Dead Prez “The Beauty Within” from kinetikcinematix on Vimeo.
This is scary. I found this article in Time magazine about the dangers of getting a Brazilian Blowout. Apparently, high (and potentially dangerous) levels of formaldehyde were discovered by U.S. Department of Labor’s Occupational Safety and Health Administration (OSHA) in salons using “some hair smoothing and straightening products, including the Brazilian Blowout brand. (Formaldehyde helps bind keratin to hair, straightening it.)” According to the article, several startling reactions were reported by both clients and salon staff, including hair loss, allergic reactions, nosebleeds, eye irritations to the release of formaldehyde by these products. Brazilian Blowout, and other similar products, have already been pulled off the shelves in Canada!

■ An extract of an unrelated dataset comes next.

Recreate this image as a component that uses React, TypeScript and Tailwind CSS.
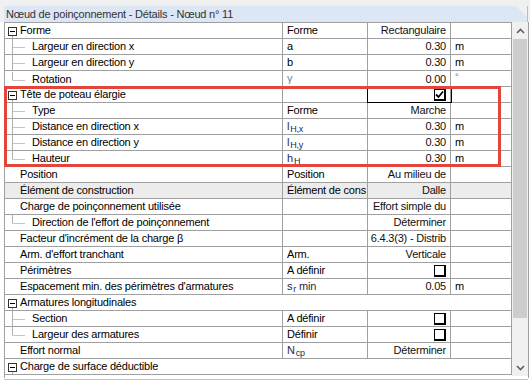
import type { ReactNode } from "react";

type Kind = "plain" | "parent" | "child" | "last";

type Row = {
  label: string;
  kind: Kind;
  symbol?: ReactNode;
  value?: ReactNode;
  unit?: ReactNode;
  span?: boolean;
  shaded?: boolean;
  focus?: boolean;
};

function Box({ checked = false }: { checked?: boolean }) {
  return (
    <span className="inline-flex w-[12px] h-[12px] items-center justify-center border border-black border-r-2 border-b-2 bg-white">
      {checked && (
        <svg width="9" height="9" viewBox="0 0 9 9">
          <path d="M1 4.5 L3.5 7 L8 1.5" fill="none" stroke="#000" strokeWidth="1.8" />
        </svg>
      )}
    </span>
  );
}

function Sub({ base, sub, after }: { base: string; sub: string; after?: string }) {
  return (
    <span className="text-[#1c2a48]">
      {base}
      <span className="text-[9px] relative top-[2px] ml-[1px]">{sub}</span>
      {after}
    </span>
  );
}

const rows: Row[] = [
  { label: "Forme", kind: "parent", symbol: "Forme", value: "Rectangulaire" },
  { label: "Largeur en direction x", kind: "child", symbol: "a", value: "0.30", unit: "m" },
  { label: "Largeur en direction y", kind: "child", symbol: "b", value: "0.30", unit: "m" },
  {
    label: "Rotation",
    kind: "last",
    symbol: <span className="text-[#6d86b2]">γ</span>,
    value: "0.00",
    unit: <span className="text-[9px] text-[#666] relative -top-[2px]">°</span>,
  },
  { label: "Tête de poteau élargie", kind: "parent", value: <Box checked />, focus: true },
  { label: "Type", kind: "child", symbol: "Forme", value: "Marche" },
  { label: "Distance en direction x", kind: "child", symbol: <Sub base="l" sub="H,x" />, value: "0.30", unit: "m" },
  { label: "Distance en direction y", kind: "child", symbol: <Sub base="l" sub="H,y" />, value: "0.30", unit: "m" },
  { label: "Hauteur", kind: "last", symbol: <Sub base="h" sub="H" />, value: "0.30", unit: "m" },
  { label: "Position", kind: "plain", symbol: "Position", value: "Au milieu de" },
  { label: "Élément de construction", kind: "plain", symbol: "Élément de cons", value: "Dalle", shaded: true },
  { label: "Charge de poinçonnement utilisée", kind: "plain", value: "Effort simple du" },
  { label: "Direction de l'effort de poinçonnement", kind: "last", value: "Déterminer" },
  { label: "Facteur d'incrément de la charge β", kind: "plain", value: "6.4.3(3) - Distrib" },
  { label: "Arm. d'effort tranchant", kind: "plain", symbol: "Arm.", value: "Verticale" },
  { label: "Périmètres", kind: "plain", symbol: "A définir", value: <Box /> },
  {
    label: "Espacement min. des périmètres d'armatures",
    kind: "plain",
    symbol: <Sub base="s" sub="r" after=" min" />,
    value: "0.05",
    unit: "m",
  },
  { label: "Armatures longitudinales", kind: "parent", span: true },
  { label: "Section", kind: "child", symbol: "A définir", value: <Box /> },
  { label: "Largeur des armatures", kind: "last", symbol: "Définir", value: <Box /> },
  { label: "Effort normal", kind: "plain", symbol: <Sub base="N" sub="cp" />, value: "Déterminer" },
  { label: "Charge de surface déductible", kind: "parent", span: true },
];

function Tree({ kind }: { kind: Kind }) {
  if (kind === "plain") return <span className="w-[15px] shrink-0" />;
  if (kind === "parent")
    return (
      <svg width="15" height="15" className="shrink-0">
        <line x1="7.5" y1="12" x2="7.5" y2="15" stroke="#b0b0b0" />
        <rect x="3.5" y="4.5" width="8" height="8" fill="#fff" stroke="#333" />
        <line x1="5" y1="8.5" x2="10" y2="8.5" stroke="#000" />
      </svg>
    );
  return (
    <svg width="27" height="15" className="shrink-0">
      <line x1="7.5" y1="0" x2="7.5" y2={kind === "last" ? 8.5 : 15} stroke="#b0b0b0" />
      <line x1="8" y1="8.5" x2="20" y2="8.5" stroke="#c4c4c4" />
    </svg>
  );
}

function TableRow({ row }: { row: Row }) {
  const bg = row.shaded ? "bg-[#ececec]" : "bg-white";
  const first = (
    <div className="flex items-center h-full overflow-hidden whitespace-nowrap">
      <Tree kind={row.kind} />
      <span>{row.label}</span>
    </div>
  );
  if (row.span) {
    return <div className={`h-[16px] border-b border-[#a0a0a0] border-r ${bg}`}>{first}</div>;
  }
  return (
    <div className={`grid grid-cols-[278px_85px_83px_61px] h-[16px] border-b border-[#a0a0a0] ${bg}`}>
      <div className="border-r border-[#a0a0a0] overflow-hidden">{first}</div>
      <div className="border-r border-[#a0a0a0] pl-[4px] overflow-hidden whitespace-nowrap">{row.symbol}</div>
      <div
        className={`border-r border-[#a0a0a0] pr-[4px] flex items-center justify-end overflow-hidden whitespace-nowrap text-[#111] ${
          row.focus ? "outline outline-black" : ""
        }`}
      >
        {row.value}
      </div>
      <div className="border-r border-[#a0a0a0] pl-[4px] whitespace-nowrap">{row.unit}</div>
    </div>
  );
}

export default function App() {
  return (
    <div className="relative w-[530px] h-[381px] bg-white overflow-hidden font-['Liberation_Sans',Arial,sans-serif] text-[11px] leading-[15px] tracking-[-0.2px] text-black">
      <div className="h-[6px] bg-[#f0f0f0]" />
      <div className="flex bg-[#f0f0f0]">
        <div className="ml-[4px] w-[523px] h-[16px] bg-[#dce6f4] pl-[2px] pt-[1px] text-[#333] [clip-path:polygon(0_0,calc(100%-11px)_0,100%_11px,100%_100%,0_100%)]">
          Nœud de poinçonnement - Détails - Nœud n° 11
        </div>
        <div className="w-[1px] bg-[#b9b4e6]" />
      </div>
      <div className="flex">
        <div className="ml-[4px] w-[508px] border-l border-t border-[#a0a0a0]">
          {rows.map((r) => (
            <TableRow key={r.label} row={r} />
          ))}
        </div>
        <div className="w-[16px] h-[354px] bg-[#f0f0f0] flex flex-col items-center">
          <div className="h-[17px] flex items-center justify-center">
            <svg width="9" height="6" viewBox="0 0 9 6">
              <path d="M1 5 L4.5 1.5 L8 5" fill="none" stroke="#606060" strokeWidth="1.6" />
            </svg>
          </div>
          <div className="w-[14px] h-[279px] bg-[#cdcdcd]" />
          <div className="flex-1 flex items-end justify-center pb-[5px]">
            <svg width="9" height="6" viewBox="0 0 9 6">
              <path d="M1 1 L4.5 4.5 L8 1" fill="none" stroke="#606060" strokeWidth="1.6" />
            </svg>
          </div>
        </div>
        <div className="w-[1px] h-[356px] bg-[#a0a0a0]" />
      </div>
      <div className="ml-[4px] mt-[1px] w-[524px] h-[1px] bg-[#b4c3e8]" />
      <div className="absolute left-[4px] top-[86px] w-[497px] h-[81px] border-[3px] border-[#e2453c]" />
    </div>
  );
}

Friday morning, I woke up and my twist-out had run its course. If I was a better stylist, I could have done something really cool and funky. Unfortunately, my hairstyling ability is limited. So I chose to wear a wig. That’s right, a wig. And I picked a wig that was so far from my look, that I became a totally different person. I purchased my wig for $25 from a local beauty supply store, braided my hair, put a wig cap on, and went to work. Even though I don’t wear wigs often, it is sometimes fun to put on a wig and temporarily transform yourself. However, I will always be 100% natural!